• _Given data_
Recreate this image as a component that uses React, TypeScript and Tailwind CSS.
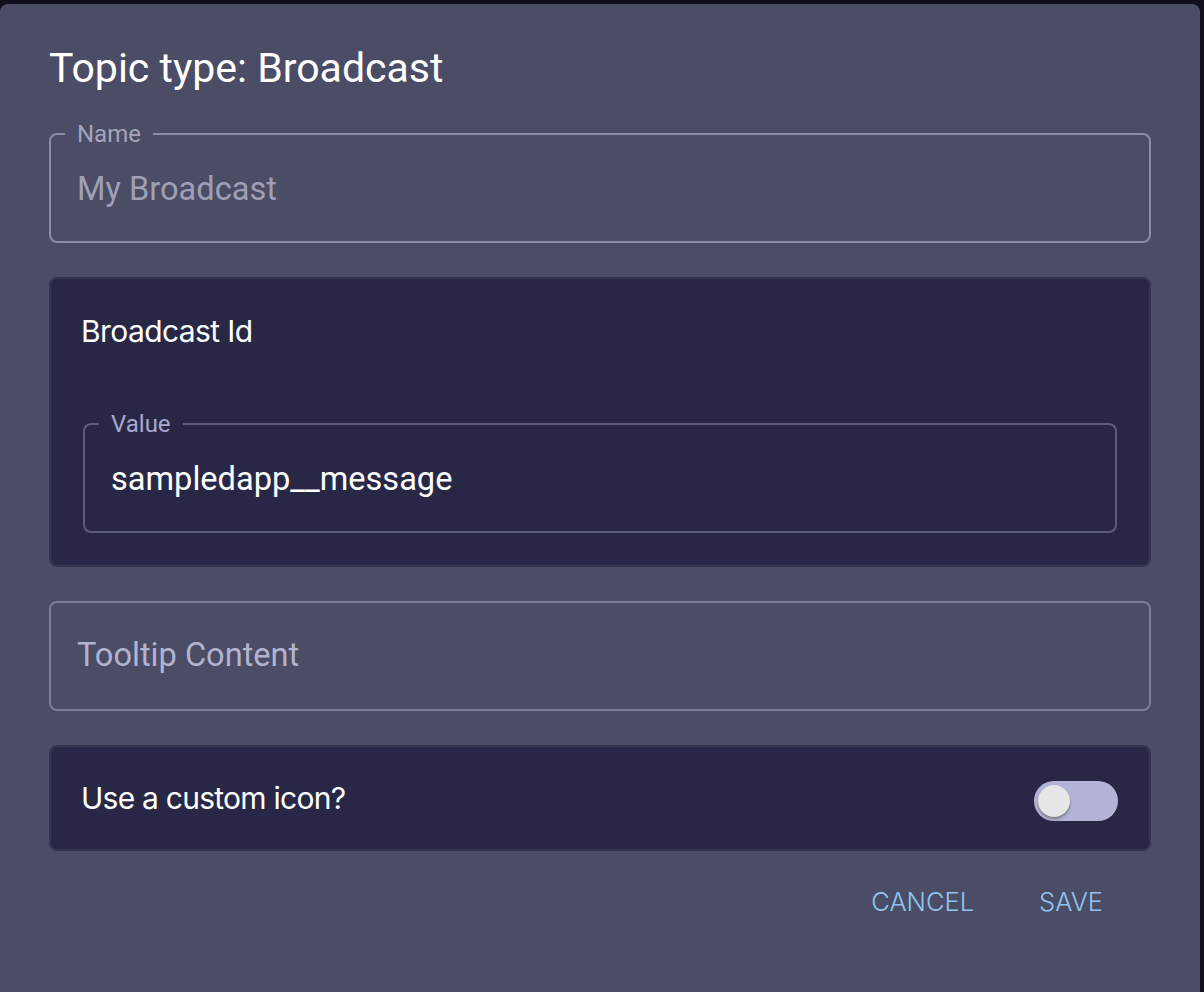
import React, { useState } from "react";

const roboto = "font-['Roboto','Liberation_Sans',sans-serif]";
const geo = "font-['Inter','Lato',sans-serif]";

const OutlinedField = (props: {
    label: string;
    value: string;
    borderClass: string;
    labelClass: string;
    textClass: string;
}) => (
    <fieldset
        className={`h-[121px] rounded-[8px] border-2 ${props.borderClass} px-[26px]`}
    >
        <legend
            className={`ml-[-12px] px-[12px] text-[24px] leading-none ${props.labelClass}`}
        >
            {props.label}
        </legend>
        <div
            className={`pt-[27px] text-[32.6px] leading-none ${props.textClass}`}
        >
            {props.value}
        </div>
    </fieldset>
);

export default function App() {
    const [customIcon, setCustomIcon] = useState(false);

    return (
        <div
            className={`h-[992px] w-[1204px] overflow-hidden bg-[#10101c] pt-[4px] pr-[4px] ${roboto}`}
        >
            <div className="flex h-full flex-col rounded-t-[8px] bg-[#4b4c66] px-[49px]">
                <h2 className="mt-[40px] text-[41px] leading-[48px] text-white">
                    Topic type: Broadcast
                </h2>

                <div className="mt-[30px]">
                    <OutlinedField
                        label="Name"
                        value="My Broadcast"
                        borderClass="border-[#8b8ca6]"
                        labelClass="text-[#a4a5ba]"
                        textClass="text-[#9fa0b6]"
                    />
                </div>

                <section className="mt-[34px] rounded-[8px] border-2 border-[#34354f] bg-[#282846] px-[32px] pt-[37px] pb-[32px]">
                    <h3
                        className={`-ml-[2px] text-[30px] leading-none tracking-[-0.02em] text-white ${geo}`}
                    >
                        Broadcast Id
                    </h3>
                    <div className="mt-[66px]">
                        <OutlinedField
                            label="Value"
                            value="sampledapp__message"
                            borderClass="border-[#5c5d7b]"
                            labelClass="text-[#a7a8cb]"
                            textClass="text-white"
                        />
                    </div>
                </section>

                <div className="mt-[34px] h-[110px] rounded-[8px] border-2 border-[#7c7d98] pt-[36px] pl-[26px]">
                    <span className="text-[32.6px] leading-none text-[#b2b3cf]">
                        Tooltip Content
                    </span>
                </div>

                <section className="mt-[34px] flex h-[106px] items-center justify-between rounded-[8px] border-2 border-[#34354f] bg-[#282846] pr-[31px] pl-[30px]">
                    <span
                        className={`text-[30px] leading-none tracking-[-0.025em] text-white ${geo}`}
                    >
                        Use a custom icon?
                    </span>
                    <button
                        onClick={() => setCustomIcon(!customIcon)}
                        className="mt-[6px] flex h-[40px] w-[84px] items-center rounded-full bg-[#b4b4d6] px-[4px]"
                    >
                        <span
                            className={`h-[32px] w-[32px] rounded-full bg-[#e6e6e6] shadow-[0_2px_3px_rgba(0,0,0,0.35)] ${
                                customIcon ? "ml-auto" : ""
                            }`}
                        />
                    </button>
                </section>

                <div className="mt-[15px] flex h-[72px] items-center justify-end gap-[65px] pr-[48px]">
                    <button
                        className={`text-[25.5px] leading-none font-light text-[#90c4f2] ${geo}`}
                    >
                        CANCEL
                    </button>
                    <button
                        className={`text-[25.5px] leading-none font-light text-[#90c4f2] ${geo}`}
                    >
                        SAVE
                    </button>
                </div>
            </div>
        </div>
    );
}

• _Exercise_
Every line from the start of the listing above through the line with "const [customIcon, setCustomIcon]" should be repeated exactly; skip the pictures and add nothing else.

• _Finished answer_
Recreate this image as a component that uses React, TypeScript and Tailwind CSS.
import React, { useState } from "react";

const roboto = "font-['Roboto','Liberation_Sans',sans-serif]";
const geo = "font-['Inter','Lato',sans-serif]";

const OutlinedField = (props: {
    label: string;
    value: string;
    borderClass: string;
    labelClass: string;
    textClass: string;
}) => (
    <fieldset
        className={`h-[121px] rounded-[8px] border-2 ${props.borderClass} px-[26px]`}
    >
        <legend
            className={`ml-[-12px] px-[12px] text-[24px] leading-none ${props.labelClass}`}
        >
            {props.label}
        </legend>
        <div
            className={`pt-[27px] text-[32.6px] leading-none ${props.textClass}`}
        >
            {props.value}
        </div>
    </fieldset>
);

export default function App() {
    const [customIcon, setCustomIcon] = useState(false);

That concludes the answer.